De entrada, la historia de Pablo Domínguez, un cura muerto en accidente de montaña con 42 años, no se diría capaz de conformar un apasionante documental. Cabe esperar en el mejor de los casos el acercamiento a una “buena persona”. Sin embargo, los prejuicios se desvanecen enseguida. La última cima es memorable, y confirma el buen sabor de boca que Juan Manuel Cotelo dejó con El sudor de los ruiseñores.
Vertebra la película la mirada directa de Cotelo, que en varios momentos interpela al espectador provocativamente, dando rienda suelta a sus cualidades actorales, un poco a lo Michael Moore, pero sin trampas.
Ha manejado el director muchas horas de grabación de personas que trataron a Domínguez: otros sacerdotes, alumnos y alumnas de la Facultad de Teología de San Dámaso -de la que era decano-, padres y hermanos, amigos y amigas… Y entre tanta declaración abundan los momentos conmovedores, y también los divertidos.

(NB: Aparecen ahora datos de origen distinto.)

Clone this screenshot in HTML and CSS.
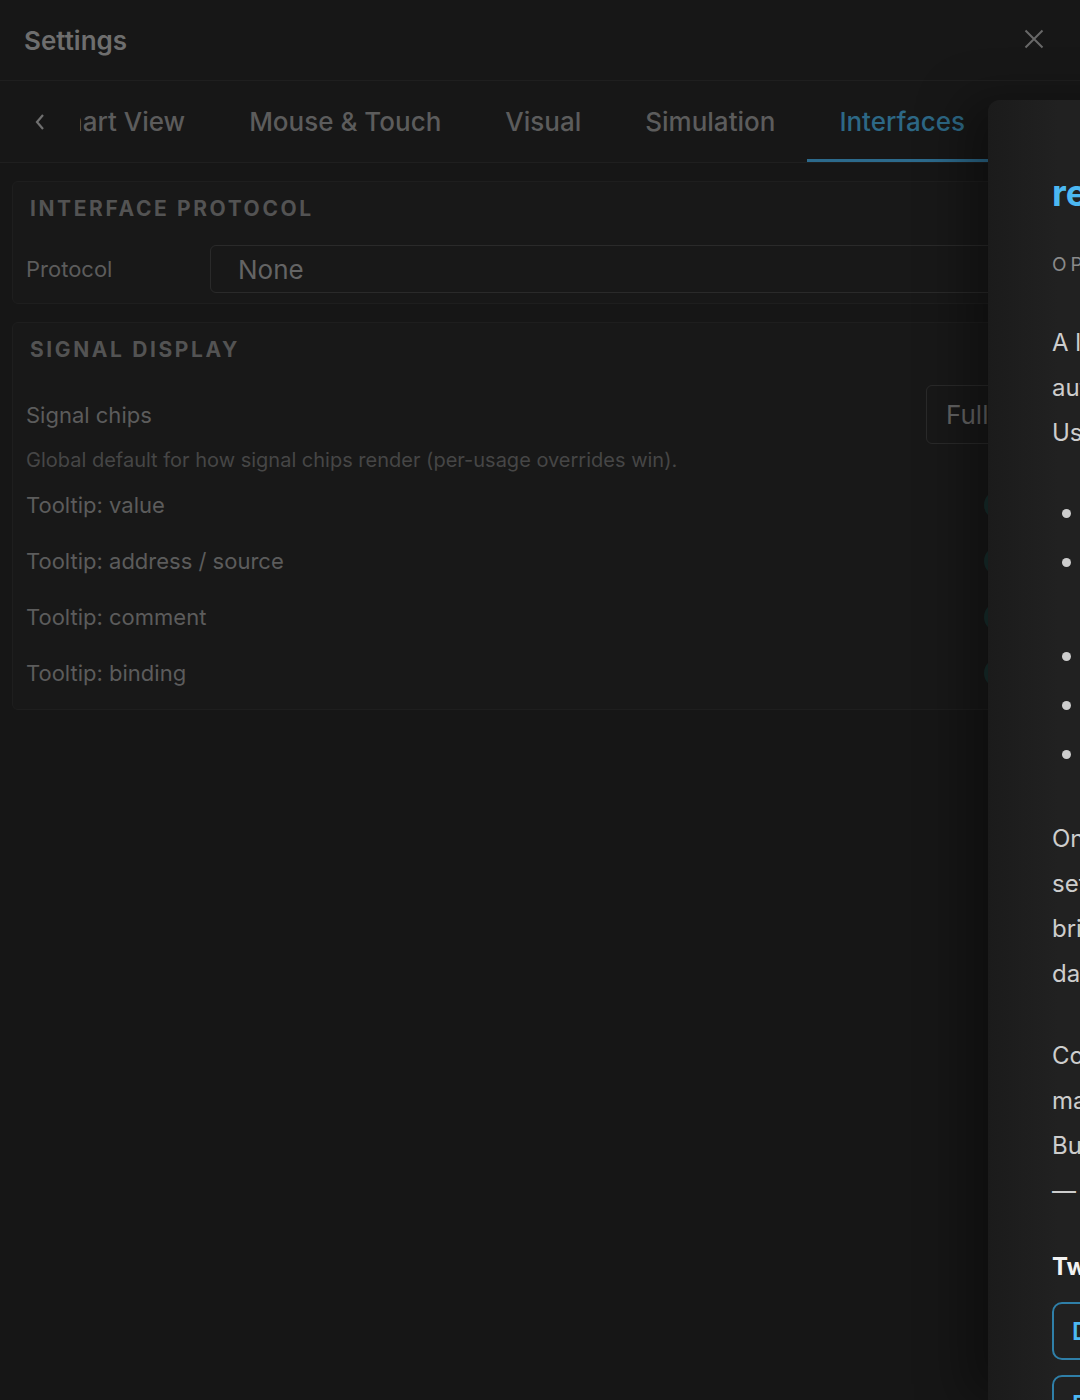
FILE: index.html
```html
<!DOCTYPE html>
<html lang="en">
<head>
    <meta charset="UTF-8">
    <meta name="viewport" content="width=device-width, initial-scale=1.0">
    <title>Settings</title>
    <link rel="stylesheet" href="styles.css">
</head>
<body>
    <div class="settings">
        <header class="settings-header">
            <h2>Settings</h2>
            <button class="close-btn" aria-label="Close">
                <svg width="20" height="20" viewBox="0 0 20 20"><path d="M1.5 1.5 L18.5 18.5 M18.5 1.5 L1.5 18.5" /></svg>
            </button>
        </header>

        <nav class="tab-bar">
            <button class="tab-arrow" aria-label="Previous">
                <svg width="12" height="18" viewBox="0 0 12 18"><path d="M9 2 L3 9 L9 16" /></svg>
            </button>
            <div class="tab-viewport">
                <div class="tab-strip">
                    <span class="tab">Chart View</span>
                    <span class="tab">Mouse &amp; Touch</span>
                    <span class="tab">Visual</span>
                    <span class="tab">Simulation</span>
                    <span class="tab active">Interfaces</span>
                </div>
            </div>
        </nav>

        <main class="settings-body">
            <section class="card">
                <h4 class="card-title">Interface Protocol</h4>
                <div class="row row-select">
                    <label class="row-label">Protocol</label>
                    <div class="select">None</div>
                </div>
            </section>

            <section class="card">
                <h4 class="card-title">Signal Display</h4>
                <div class="row row-chips">
                    <label class="row-label">Signal chips</label>
                    <div class="select select-small">Full</div>
                </div>
                <p class="hint">Global default for how signal chips render (per-usage overrides win).</p>
                <div class="toggle-row">
                    <span>Tooltip: value</span>
                    <span class="toggle"></span>
                </div>
                <div class="toggle-row">
                    <span>Tooltip: address / source</span>
                    <span class="toggle"></span>
                </div>
                <div class="toggle-row">
                    <span>Tooltip: comment</span>
                    <span class="toggle"></span>
                </div>
                <div class="toggle-row">
                    <span>Tooltip: binding</span>
                    <span class="toggle"></span>
                </div>
            </section>
        </main>
    </div>

    <aside class="drawer">
        <h2 class="drawer-title">remote-io</h2>
        <div class="drawer-kicker">Optional protocol</div>

        <p>A lightweight bridge that lets the simulator talk to<br>
        automation hardware over the local network.<br>
        Use it when you need:</p>

        <ul class="drawer-list">
            <li>Live values mirrored to a PLC</li>
            <li>Signals written by an external controller<br>without polling the editor</li>
            <li>Tag browsing from HMI tools</li>
            <li>Diagnostics while commissioning</li>
            <li>Logging of every change</li>
        </ul>

        <p class="after-list">Once enabled, every signal gets an address and<br>
        settings can be reviewed in the Interfaces tab. The<br>
        bridge stays idle until a client connects, so no<br>
        data leaves the machine by default.</p>

        <p>Connection details are stored per project and<br>
        may be exported together with it.<br>
        But credentials never are<br>
        — see the security notes below.</p>

        <h3 class="drawer-sub">Two ways to connect</h3>
        <div class="option-box">Direct connection</div>
        <div class="option-box">Relay through a gateway</div>
    </aside>
</body>
</html>
```

FILE: styles.css
```css
* {
    box-sizing: border-box;
}

body {
    margin: 0;
    height: 1400px;
    overflow: hidden;
    background-color: #161616;
    font-family: Inter, "Noto Sans", sans-serif;
    position: relative;
}

button {
    background: none;
    border: none;
    padding: 0;
    cursor: pointer;
}

/* header */
.settings-header {
    height: 81px;
    display: flex;
    align-items: center;
    justify-content: space-between;
    padding: 0 36px 0 24px;
    background-color: #171717;
    border-bottom: 1px solid #1f1f1f;
}

.settings-header h2 {
    margin: 0;
    font-size: 26px;
    font-weight: 600;
    color: #6e6e6e;
}

.close-btn svg path {
    stroke: #686868;
    stroke-width: 2;
    fill: none;
}

/* tabs */
.tab-bar {
    height: 82px;
    display: flex;
    border-bottom: 1px solid #1f1f1f;
    background-color: #171717;
}

.tab-arrow {
    width: 80px;
    flex-shrink: 0;
    display: flex;
    align-items: center;
    justify-content: center;
}

.tab-arrow svg path {
    stroke: #707070;
    stroke-width: 2.2;
    fill: none;
}

.tab-viewport {
    flex: 1;
    overflow: hidden;
}

.tab-strip {
    display: flex;
    height: 100%;
    margin-left: -64px;
}

.tab {
    display: flex;
    align-items: center;
    padding: 3px 32px 0;
    font-size: 26px;
    font-weight: 500;
    color: #5c5c5c;
    white-space: nowrap;
    border-bottom: 3px solid transparent;
}

.tab.active {
    color: #2d6886;
    border-bottom-color: #2c6a8c;
}

/* body */
.settings-body {
    padding: 18px 12px;
}

.card {
    background-color: #181818;
    border: 1px solid #1e1e1e;
    border-radius: 6px;
    padding: 13px 13px 10px;
    margin-bottom: 18px;
}

.card-title {
    margin: 0;
    padding-left: 4px;
    font-size: 21px;
    line-height: 27px;
    font-weight: 700;
    letter-spacing: 2.6px;
    text-transform: uppercase;
    color: #535353;
}

.row {
    display: flex;
    align-items: center;
}

.row-select {
    margin-top: 23px;
}

.row-chips {
    margin-top: 22px;
    justify-content: space-between;
}

.row-label {
    width: 184px;
    font-size: 22px;
    color: #5c5c5c;
}

.select {
    flex: 1;
    height: 48px;
    display: flex;
    align-items: center;
    padding-left: 27px;
    border: 1px solid #2a2a2a;
    border-radius: 6px;
    font-size: 26px;
    color: #646464;
}

.select-small {
    flex: none;
    width: 128px;
    height: 59px;
    padding-left: 19px;
}

.hint {
    margin: 3px 0 6px;
    font-size: 20px;
    line-height: 26px;
    color: #464646;
}

.toggle-row {
    height: 52px;
    margin-bottom: 4px;
    display: flex;
    align-items: center;
    justify-content: space-between;
    font-size: 22px;
    color: #5c5c5c;
}

.toggle-row:last-child {
    margin-bottom: 0;
}

.toggle {
    width: 60px;
    height: 30px;
    margin-right: 10px;
    border-radius: 15px;
    background-color: #182f2e;
}

/* help drawer on top */
.drawer {
    position: absolute;
    top: 100px;
    left: 988px;
    width: 640px;
    bottom: 0;
    padding: 71px 40px 0 64px;
    border-top-left-radius: 12px;
    background: linear-gradient(to right, #1b1b1b, #212121 70px);
    box-shadow: -24px 0 48px rgba(0, 0, 0, 0.35);
    color: #cdcdcd;
    font-size: 24px;
    line-height: 45px;
    white-space: nowrap;
}

.drawer-title {
    margin: 0;
    font-size: 36px;
    line-height: 44px;
    font-weight: 700;
    color: #4cb8f2;
}

.drawer-kicker {
    margin-top: 38px;
    font-size: 19px;
    line-height: 24px;
    letter-spacing: 4px;
    text-transform: uppercase;
    color: #8a8a8a;
}

.drawer p {
    margin: 37px 0 0;
}

.drawer-kicker + p {
    margin-top: 43px;
}

.drawer p.after-list {
    margin-top: 39px;
}

.drawer-list {
    list-style: none;
    margin: 36px 0 0;
    padding: 0;
}

.drawer-list li {
    position: relative;
    padding-left: 40px;
    margin-bottom: 4px;
}

.drawer-list li:last-child {
    margin-bottom: 0;
}

.drawer-list li::before {
    content: "";
    position: absolute;
    left: 10px;
    top: 18px;
    width: 9px;
    height: 9px;
    border-radius: 50%;
    background-color: #cdcdcd;
}

.drawer-sub {
    margin: 38px 0 19px;
    font-size: 24px;
    line-height: 32px;
    font-weight: 700;
    color: #f2f2f2;
}

.option-box {
    height: 58px;
    margin-bottom: 15px;
    padding-left: 18px;
    display: flex;
    align-items: center;
    border: 2px solid #2f7fa8;
    border-radius: 10px;
    color: #4cb8f2;
    font-weight: 600;
}
```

Además ha acudido a fragmentos de una conferencia del protagonista del documental, y al audio de una entrevista y unos ejercicios espirituales.
Pero el acierto es combinar todo este material, con la opinión de gente de la calle sobre lo que define a los sacerdotes hoy. Esto permite abordar por contraste -entre el estereotipo y el caso Domínguez- temas como la distancia entre fieles y curas, el celibato, la misa, los sermones, la confesión… La narración fluye ágilmente hacia su clímax, la muerte en el Moncayo junto a otra montañera, y tiene el acierto de hacer ver que… la muerte no es el final, como parece indicar la misma existencia de esta película.